Copy all of the material word for word, except for the pictures.

* [DATA SEGMENT]:

-.-.-

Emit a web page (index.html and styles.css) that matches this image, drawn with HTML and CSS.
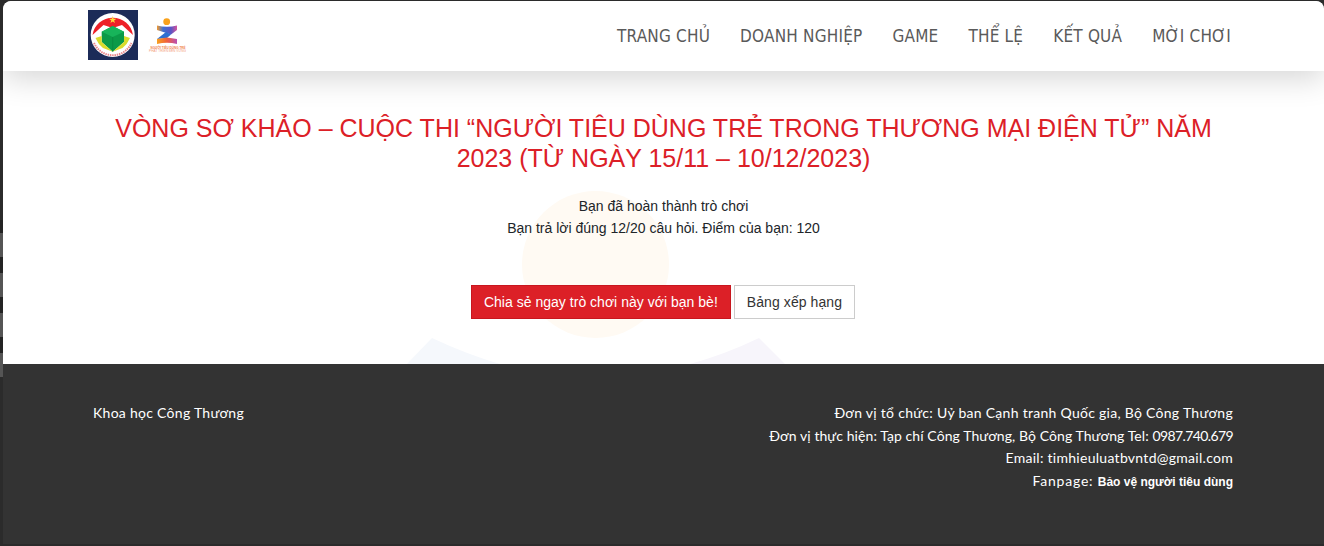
FILE: index.html
```html
<!DOCTYPE html>
<html lang="vi">
<head>
<meta charset="utf-8">
<title>Vòng sơ khảo</title>
<link rel="stylesheet" href="styles.css">
</head>
<body>
<div class="strip"></div>
<div class="page">
  <header class="header">
    <div class="logos">
      <svg class="logo-a" width="50" height="50" viewBox="0 0 50 50">
        <rect width="50" height="50" fill="#1c2b58"/>
        <circle cx="24.700" cy="25" r="22" fill="#fff"/>
        <path d="M4.500 25A20.500 20.500 0 0 1 45 25L34 15 24.700 18 15.500 15Z" fill="#ee2028"/>
        <path d="M24.700 6l.9 2.700h2.800l-2.300 1.700.9 2.700-2.300-1.700-2.300 1.700.9-2.700-2.300-1.700h2.800z" fill="#ffd83a"/>
        <path d="M24.700 16L36 21.700V32L24.700 41.700 13.700 32V21.700Z" fill="#0b9a48"/>
        <path d="M24.700 16L36 21.700 24.700 27 13.700 21.700Z" fill="#17b45a"/>
        <path d="M24.700 27V41.700" stroke="#0a7f3c" stroke-width=".6"/>
        <path d="M7.500 28L13.700 26V32L24.700 41.700 15 38Q10 34 7.500 28Z M42 28L36 26V32L24.700 41.700 34.500 38Q39.500 34 42 28Z" fill="#d9dc2c"/>
        <path d="M6 33A20.500 20.500 0 0 0 43.500 33" fill="none" stroke="#e9868a" stroke-width="2" stroke-dasharray="1.500 .8"/>
      </svg>
      <svg class="logo-b" width="40" height="40" viewBox="0 0 40 40">
        <defs>
          <linearGradient id="zt" x1="0" y1="0" x2="1" y2="0">
            <stop offset="0" stop-color="#f59a2e"/>
            <stop offset=".3" stop-color="#3f6fd0"/>
            <stop offset=".7" stop-color="#5a55c4"/>
            <stop offset="1" stop-color="#d5559c"/>
          </linearGradient>
          <linearGradient id="zb" x1="0" y1="0" x2="1" y2="0">
            <stop offset="0" stop-color="#f7a11f"/>
            <stop offset=".5" stop-color="#f0603c"/>
            <stop offset="1" stop-color="#b94fb5"/>
          </linearGradient>
        </defs>
        <circle cx="18.700" cy="6.700" r="3.400" fill="#f9a11b"/>
        <path d="M9 10.500Q19 13 29 10.500V15L23 19.500 9 15Z" fill="url(#zt)"/>
        <path d="M23 19.500L19 23 9 24 18 17Z" fill="#2f6fd0"/>
        <path d="M9 24L19 22.500 29 24V29Q19 26.500 9 29Z" fill="url(#zb)"/>
        <text class="tiny" x="2.500" y="34" textLength="35" lengthAdjust="spacingAndGlyphs">NGƯỜI TIÊU DÙNG TRẺ</text>
        <text class="tiny tiny-light" x="1" y="37" textLength="37" lengthAdjust="spacingAndGlyphs">PHÁT TRIỂN BỀN VỮNG</text>
      </svg>
    </div>
    <nav class="nav">
      <a class="nav-link">TRANG CHỦ</a>
      <a class="nav-link">DOANH NGHIỆP</a>
      <a class="nav-link">GAME</a>
      <a class="nav-link">THỂ LỆ</a>
      <a class="nav-link">KẾT QUẢ</a>
      <a class="nav-link">MỜI CHƠI</a>
    </nav>
  </header>
  <main class="main">
    <svg class="watermark" width="400" height="175" viewBox="0 0 400 175">
      <circle cx="189.500" cy="75.500" r="73.500" fill="#fffaf3"/>
      <path d="M1 175L26 149Q60 165 94 175Z" fill="#f5f8fc"/>
      <path d="M284 175Q320 165 353 149L379 175Z" fill="#f7f5fb"/>
    </svg>
    <h1 class="title">VÒNG SƠ KHẢO – CUỘC THI “NGƯỜI TIÊU DÙNG TRẺ TRONG THƯƠNG MẠI ĐIỆN TỬ” NĂM 2023 (TỪ NGÀY 15/11 – 10/12/2023)</h1>
    <p class="line">Bạn đã hoàn thành trò chơi</p>
    <p class="line">Bạn trả lời đúng 12/20 câu hỏi. Điểm của bạn: 120</p>
    <div class="actions">
      <a class="btn btn-red">Chia sẻ ngay trò chơi này với bạn bè!</a>
      <a class="btn btn-light">Bảng xếp hạng</a>
    </div>
  </main>
  <footer class="footer">
    <div class="foot-left">Khoa học Công Thương</div>
    <div class="foot-right">
      <div>Đơn vị tổ chức: Uỷ ban Cạnh tranh Quốc gia, Bộ Công Thương</div>
      <div class="tight">Đơn vị thực hiện: Tạp chí Công Thương, Bộ Công Thương Tel: <span class="tel">0987.740.679</span></div>
      <div>Email: timhieuluatbvntd@gmail.com</div>
      <div><span class="fan-label">Fanpage: </span><b class="fan">Bảo vệ người tiêu dùng</b></div>
    </div>
  </footer>
</div>
</body>
</html>
```
FILE: styles.css
```css
html, body { margin: 0; padding: 0; height: 546px; overflow: hidden; background: #2b2b2b; }
.strip { position: absolute; left: 0; top: 220px; width: 3px; height: 157px; background: repeating-linear-gradient(to bottom, #232323 0, #232323 13px, #555 13px, #555 37px, #232323 37px, #232323 53px); background-size: 100% 40px; }
.page { margin: 1px 0 0 3px; background: #fff; border-radius: 8px 8px 0 0; overflow: hidden; }
.header { height: 70px; display: flex; align-items: center; justify-content: space-between; padding: 0 93px 0 85px; background: #fff; box-shadow: 0 8px 30px rgba(0,0,0,.16); position: relative; z-index: 2; border-radius: 8px 8px 0 0; }
.logos { display: flex; align-items: center; gap: 10px; margin-bottom: 2px; }
.logo-a, .logo-b { display: block; overflow: visible; }
.tiny { font: 700 3px "Liberation Sans", Arial, sans-serif; fill: #ef7f4d; }
.tiny-light { font-weight: 400; fill: #f4a283; }
.nav { display: flex; gap: 30px; }
.nav-link { font: 17px/24px "DejaVu Sans Condensed", "Open Sans", sans-serif; color: #5a5a5a; letter-spacing: .2px; }
.main { position: relative; height: 293px; padding: 42px 85px 0; box-sizing: border-box; text-align: center; font: 14px/22px "Liberation Sans", Arial, sans-serif; color: #212529; }
.watermark { position: absolute; left: 403px; top: 118px; }
.title { position: relative; margin: 0 0 22px; font: 400 25px/30px "Liberation Sans", Arial, sans-serif; color: #dc2027; }
.line { position: relative; margin: 0; }
.actions { position: relative; margin-top: 46px; padding-right: 1px; display: flex; justify-content: center; gap: 3px; }
.btn { font: 14px/20px "Liberation Sans", Arial, sans-serif; padding: 6px 12px; border: 1px solid; }
.btn-red { background: #dc2027; border-color: #c8161e; color: #fff; letter-spacing: .02px; }
.btn-light { background: #fff; border-color: #ccc; color: #333; letter-spacing: .08px; }
.footer { height: 180px; display: flex; justify-content: space-between; background: #333; color: #fff; padding: 38px 91px 0 90px; box-sizing: border-box; font: 14px/22.700px "Lato", sans-serif; letter-spacing: .28px; }
.foot-right { text-align: right; }
.tight { letter-spacing: .08px; }
.tel { letter-spacing: -.6px; }
.fan-label { letter-spacing: .8px; }
.fan { font: 700 12px/22.700px "Liberation Sans", Arial, sans-serif; letter-spacing: 0; }
```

-.-.-

* [COMPLETE RESPONSE]:
Emit a web page (index.html and styles.css) that matches this image, drawn with HTML and CSS.
FILE: index.html
```html
<!DOCTYPE html>
<html lang="vi">
<head>
<meta charset="utf-8">
<title>Vòng sơ khảo</title>
<link rel="stylesheet" href="styles.css">
</head>
<body>
<div class="strip"></div>
<div class="page">
  <header class="header">
    <div class="logos">
      <svg class="logo-a" width="50" height="50" viewBox="0 0 50 50">
        <rect width="50" height="50" fill="#1c2b58"/>
        <circle cx="24.700" cy="25" r="22" fill="#fff"/>
        <path d="M4.500 25A20.500 20.500 0 0 1 45 25L34 15 24.700 18 15.500 15Z" fill="#ee2028"/>
        <path d="M24.700 6l.9 2.700h2.800l-2.300 1.700.9 2.700-2.300-1.700-2.300 1.700.9-2.700-2.300-1.700h2.800z" fill="#ffd83a"/>
        <path d="M24.700 16L36 21.700V32L24.700 41.700 13.700 32V21.700Z" fill="#0b9a48"/>
        <path d="M24.700 16L36 21.700 24.700 27 13.700 21.700Z" fill="#17b45a"/>
        <path d="M24.700 27V41.700" stroke="#0a7f3c" stroke-width=".6"/>
        <path d="M7.500 28L13.700 26V32L24.700 41.700 15 38Q10 34 7.500 28Z M42 28L36 26V32L24.700 41.700 34.500 38Q39.500 34 42 28Z" fill="#d9dc2c"/>
        <path d="M6 33A20.500 20.500 0 0 0 43.500 33" fill="none" stroke="#e9868a" stroke-width="2" stroke-dasharray="1.500 .8"/>
      </svg>
      <svg class="logo-b" width="40" height="40" viewBox="0 0 40 40">
        <defs>
          <linearGradient id="zt" x1="0" y1="0" x2="1" y2="0">
            <stop offset="0" stop-color="#f59a2e"/>
            <stop offset=".3" stop-color="#3f6fd0"/>
            <stop offset=".7" stop-color="#5a55c4"/>
            <stop offset="1" stop-color="#d5559c"/>
          </linearGradient>
          <linearGradient id="zb" x1="0" y1="0" x2="1" y2="0">
            <stop offset="0" stop-color="#f7a11f"/>
            <stop offset=".5" stop-color="#f0603c"/>
            <stop offset="1" stop-color="#b94fb5"/>
          </linearGradient>
        </defs>
        <circle cx="18.700" cy="6.700" r="3.400" fill="#f9a11b"/>
        <path d="M9 10.500Q19 13 29 10.500V15L23 19.500 9 15Z" fill="url(#zt)"/>
        <path d="M23 19.500L19 23 9 24 18 17Z" fill="#2f6fd0"/>
        <path d="M9 24L19 22.500 29 24V29Q19 26.500 9 29Z" fill="url(#zb)"/>
        <text class="tiny" x="2.500" y="34" textLength="35" lengthAdjust="spacingAndGlyphs">NGƯỜI TIÊU DÙNG TRẺ</text>
        <text class="tiny tiny-light" x="1" y="37" textLength="37" lengthAdjust="spacingAndGlyphs">PHÁT TRIỂN BỀN VỮNG</text>
      </svg>
    </div>
    <nav class="nav">
      <a class="nav-link">TRANG CHỦ</a>
      <a class="nav-link">DOANH NGHIỆP</a>
      <a class="nav-link">GAME</a>
      <a class="nav-link">THỂ LỆ</a>
      <a class="nav-link">KẾT QUẢ</a>
      <a class="nav-link">MỜI CHƠI</a>
    </nav>
  </header>
  <main class="main">
    <svg class="watermark" width="400" height="175" viewBox="0 0 400 175">
      <circle cx="189.500" cy="75.500" r="73.500" fill="#fffaf3"/>
      <path d="M1 175L26 149Q60 165 94 175Z" fill="#f5f8fc"/>
      <path d="M284 175Q320 165 353 149L379 175Z" fill="#f7f5fb"/>
    </svg>
    <h1 class="title">VÒNG SƠ KHẢO – CUỘC THI “NGƯỜI TIÊU DÙNG TRẺ TRONG THƯƠNG MẠI ĐIỆN TỬ” NĂM 2023 (TỪ NGÀY 15/11 – 10/12/2023)</h1>
    <p class="line">Bạn đã hoàn thành trò chơi</p>
    <p class="line">Bạn trả lời đúng 12/20 câu hỏi. Điểm của bạn: 120</p>
    <div class="actions">
      <a class="btn btn-red">Chia sẻ ngay trò chơi này với bạn bè!</a>
      <a class="btn btn-light">Bảng xếp hạng</a>
    </div>
  </main>
  <footer class="footer">
    <div class="foot-left">Khoa học Công Thương</div>
    <div class="foot-right">
      <div>Đơn vị tổ chức: Uỷ ban Cạnh tranh Quốc gia, Bộ Công Thương</div>
      <div class="tight">Đơn vị thực hiện: Tạp chí Công Thương, Bộ Công Thương Tel: <span class="tel">0987.740.679</span></div>
      <div>Email: timhieuluatbvntd@gmail.com</div>
      <div><span class="fan-label">Fanpage: </span><b class="fan">Bảo vệ người tiêu dùng</b></div>
    </div>
  </footer>
</div>
</body>
</html>
```
FILE: styles.css
```css
html, body { margin: 0; padding: 0; height: 546px; overflow: hidden; background: #2b2b2b; }
.strip { position: absolute; left: 0; top: 220px; width: 3px; height: 157px; background: repeating-linear-gradient(to bottom, #232323 0, #232323 13px, #555 13px, #555 37px, #232323 37px, #232323 53px); background-size: 100% 40px; }
.page { margin: 1px 0 0 3px; background: #fff; border-radius: 8px 8px 0 0; overflow: hidden; }
.header { height: 70px; display: flex; align-items: center; justify-content: space-between; padding: 0 93px 0 85px; background: #fff; box-shadow: 0 8px 30px rgba(0,0,0,.16); position: relative; z-index: 2; border-radius: 8px 8px 0 0; }
.logos { display: flex; align-items: center; gap: 10px; margin-bottom: 2px; }
.logo-a, .logo-b { display: block; overflow: visible; }
.tiny { font: 700 3px "Liberation Sans", Arial, sans-serif; fill: #ef7f4d; }
.tiny-light { font-weight: 400; fill: #f4a283; }
.nav { display: flex; gap: 30px; }
.nav-link { font: 17px/24px "DejaVu Sans Condensed", "Open Sans", sans-serif; color: #5a5a5a; letter-spacing: .2px; }
.main { position: relative; height: 293px; padding: 42px 85px 0; box-sizing: border-box; text-align: center; font: 14px/22px "Liberation Sans", Arial, sans-serif; color: #212529; }
.watermark { position: absolute; left: 403px; top: 118px; }
.title { position: relative; margin: 0 0 22px; font: 400 25px/30px "Liberation Sans", Arial, sans-serif; color: #dc2027; }
.line { position: relative; margin: 0; }
.actions { position: relative; margin-top: 46px; padding-right: 1px; display: flex; justify-content: center; gap: 3px; }
.btn { font: 14px/20px "Liberation Sans", Arial, sans-serif; padding: 6px 12px; border: 1px solid; }
.btn-red { background: #dc2027; border-color: #c8161e; color: #fff; letter-spacing: .02px; }
.btn-light { background: #fff; border-color: #ccc; color: #333; letter-spacing: .08px; }
.footer { height: 180px; display: flex; justify-content: space-between; background: #333; color: #fff; padding: 38px 91px 0 90px; box-sizing: border-box; font: 14px/22.700px "Lato", sans-serif; letter-spacing: .28px; }
.foot-right { text-align: right; }
.tight { letter-spacing: .08px; }
.tel { letter-spacing: -.6px; }
.fan-label { letter-spacing: .8px; }
.fan { font: 700 12px/22.700px "Liberation Sans", Arial, sans-serif; letter-spacing: 0; }
```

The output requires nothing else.